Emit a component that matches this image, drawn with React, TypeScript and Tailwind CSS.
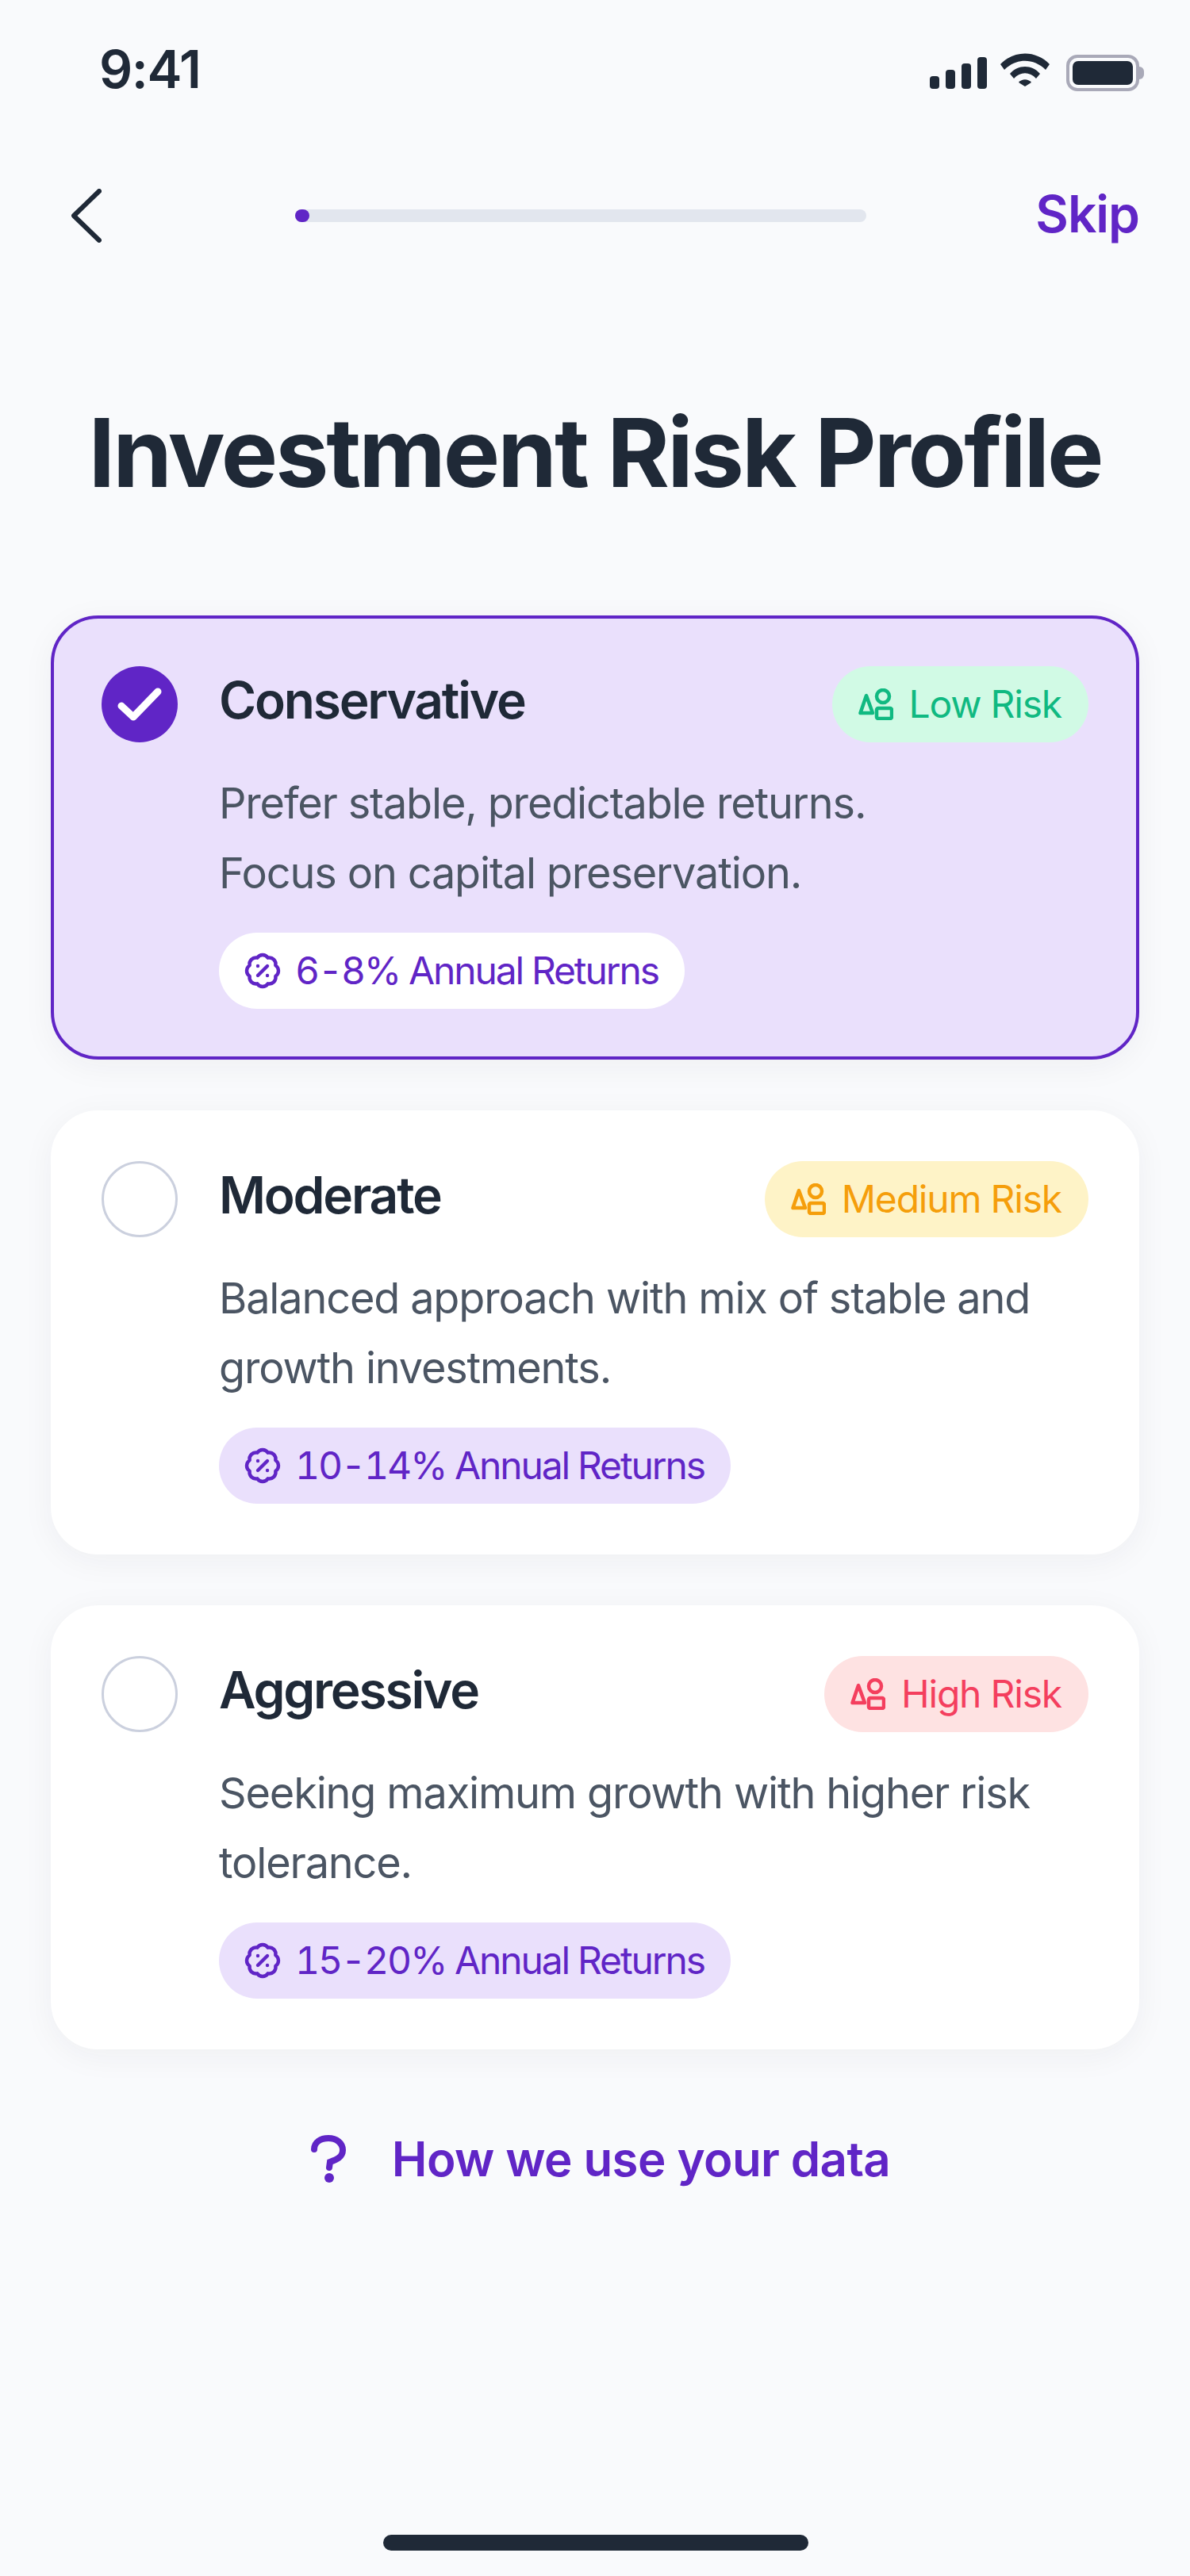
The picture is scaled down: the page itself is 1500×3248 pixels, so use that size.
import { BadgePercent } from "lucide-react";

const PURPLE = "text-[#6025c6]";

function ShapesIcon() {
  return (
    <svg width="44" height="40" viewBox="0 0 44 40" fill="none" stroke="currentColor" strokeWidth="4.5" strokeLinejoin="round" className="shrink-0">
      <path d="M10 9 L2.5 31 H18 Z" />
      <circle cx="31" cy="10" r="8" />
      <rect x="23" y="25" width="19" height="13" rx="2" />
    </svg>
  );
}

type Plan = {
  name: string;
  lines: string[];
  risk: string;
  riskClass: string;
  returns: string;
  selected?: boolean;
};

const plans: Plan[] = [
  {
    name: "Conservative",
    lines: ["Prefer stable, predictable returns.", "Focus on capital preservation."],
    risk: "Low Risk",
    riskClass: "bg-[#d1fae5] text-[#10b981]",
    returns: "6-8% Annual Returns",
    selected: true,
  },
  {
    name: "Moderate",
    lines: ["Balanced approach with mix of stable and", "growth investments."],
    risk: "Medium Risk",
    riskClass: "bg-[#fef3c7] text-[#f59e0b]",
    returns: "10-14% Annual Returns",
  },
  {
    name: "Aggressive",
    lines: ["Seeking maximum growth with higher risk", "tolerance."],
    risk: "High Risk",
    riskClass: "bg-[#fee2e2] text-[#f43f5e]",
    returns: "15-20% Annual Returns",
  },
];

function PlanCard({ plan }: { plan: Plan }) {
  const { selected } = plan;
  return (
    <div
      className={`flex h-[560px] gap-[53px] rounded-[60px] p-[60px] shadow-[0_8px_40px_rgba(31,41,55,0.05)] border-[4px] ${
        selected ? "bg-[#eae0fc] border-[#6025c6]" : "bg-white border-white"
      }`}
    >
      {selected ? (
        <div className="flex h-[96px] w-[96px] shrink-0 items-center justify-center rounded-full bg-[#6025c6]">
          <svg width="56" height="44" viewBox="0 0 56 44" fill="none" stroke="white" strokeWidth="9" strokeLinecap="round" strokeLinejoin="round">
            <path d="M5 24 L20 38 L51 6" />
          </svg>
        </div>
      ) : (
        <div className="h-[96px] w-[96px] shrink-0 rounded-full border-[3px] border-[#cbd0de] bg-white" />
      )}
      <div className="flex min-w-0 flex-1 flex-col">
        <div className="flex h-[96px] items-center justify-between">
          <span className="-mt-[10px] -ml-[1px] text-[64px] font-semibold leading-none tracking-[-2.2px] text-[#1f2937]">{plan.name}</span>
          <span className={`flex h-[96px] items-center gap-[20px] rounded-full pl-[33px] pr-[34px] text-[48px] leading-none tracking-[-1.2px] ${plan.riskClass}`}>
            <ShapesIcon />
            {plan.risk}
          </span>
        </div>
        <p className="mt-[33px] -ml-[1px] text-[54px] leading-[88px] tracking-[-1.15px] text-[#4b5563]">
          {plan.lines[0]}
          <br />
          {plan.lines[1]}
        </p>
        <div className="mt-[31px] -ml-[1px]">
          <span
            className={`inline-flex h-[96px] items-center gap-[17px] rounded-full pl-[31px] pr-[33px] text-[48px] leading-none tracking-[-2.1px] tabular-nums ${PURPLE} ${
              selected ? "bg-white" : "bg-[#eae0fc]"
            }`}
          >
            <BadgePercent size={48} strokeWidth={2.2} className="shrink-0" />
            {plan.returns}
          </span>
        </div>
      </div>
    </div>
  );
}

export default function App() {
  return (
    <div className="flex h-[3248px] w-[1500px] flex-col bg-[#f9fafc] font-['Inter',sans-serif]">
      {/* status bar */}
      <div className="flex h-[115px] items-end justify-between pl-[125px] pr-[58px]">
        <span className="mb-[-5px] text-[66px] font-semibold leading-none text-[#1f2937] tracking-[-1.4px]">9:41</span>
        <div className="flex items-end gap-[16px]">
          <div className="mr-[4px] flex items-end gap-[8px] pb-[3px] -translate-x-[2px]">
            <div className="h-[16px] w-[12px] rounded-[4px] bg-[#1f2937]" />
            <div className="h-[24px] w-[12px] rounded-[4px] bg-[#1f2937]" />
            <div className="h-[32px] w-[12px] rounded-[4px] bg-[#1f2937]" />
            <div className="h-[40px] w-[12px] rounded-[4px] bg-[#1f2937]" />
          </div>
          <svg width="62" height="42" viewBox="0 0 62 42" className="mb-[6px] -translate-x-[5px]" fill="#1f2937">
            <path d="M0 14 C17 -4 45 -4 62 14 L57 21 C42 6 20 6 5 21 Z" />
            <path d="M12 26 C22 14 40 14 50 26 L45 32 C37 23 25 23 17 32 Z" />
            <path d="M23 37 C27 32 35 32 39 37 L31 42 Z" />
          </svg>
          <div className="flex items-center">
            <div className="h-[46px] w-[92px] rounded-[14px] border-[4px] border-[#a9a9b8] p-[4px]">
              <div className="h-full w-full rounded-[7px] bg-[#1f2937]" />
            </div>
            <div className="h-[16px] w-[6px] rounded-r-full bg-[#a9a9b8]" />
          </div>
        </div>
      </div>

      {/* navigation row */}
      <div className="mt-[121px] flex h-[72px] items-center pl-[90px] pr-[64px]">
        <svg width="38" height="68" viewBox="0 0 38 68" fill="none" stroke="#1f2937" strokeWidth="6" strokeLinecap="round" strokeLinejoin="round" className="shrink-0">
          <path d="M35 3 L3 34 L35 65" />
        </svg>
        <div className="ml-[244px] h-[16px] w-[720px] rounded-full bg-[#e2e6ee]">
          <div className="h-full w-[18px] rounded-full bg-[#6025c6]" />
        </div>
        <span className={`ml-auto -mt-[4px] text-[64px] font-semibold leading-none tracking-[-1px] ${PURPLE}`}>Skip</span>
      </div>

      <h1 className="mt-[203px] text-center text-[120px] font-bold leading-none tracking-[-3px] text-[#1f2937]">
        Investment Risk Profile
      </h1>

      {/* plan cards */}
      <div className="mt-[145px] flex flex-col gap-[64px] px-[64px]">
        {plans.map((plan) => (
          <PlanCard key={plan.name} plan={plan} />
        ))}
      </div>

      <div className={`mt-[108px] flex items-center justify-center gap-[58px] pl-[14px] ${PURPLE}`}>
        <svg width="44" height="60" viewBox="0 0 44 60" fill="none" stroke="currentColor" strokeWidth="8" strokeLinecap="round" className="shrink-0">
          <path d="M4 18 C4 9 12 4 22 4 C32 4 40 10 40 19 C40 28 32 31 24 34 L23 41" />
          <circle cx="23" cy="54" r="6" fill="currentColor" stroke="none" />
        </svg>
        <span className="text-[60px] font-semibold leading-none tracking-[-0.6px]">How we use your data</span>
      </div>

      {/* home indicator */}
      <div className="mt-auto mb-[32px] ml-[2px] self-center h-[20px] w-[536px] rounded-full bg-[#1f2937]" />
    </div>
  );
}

**Exercise**
Tally the lines above containing "that". Answer with the count only.

**Answer for the task**
2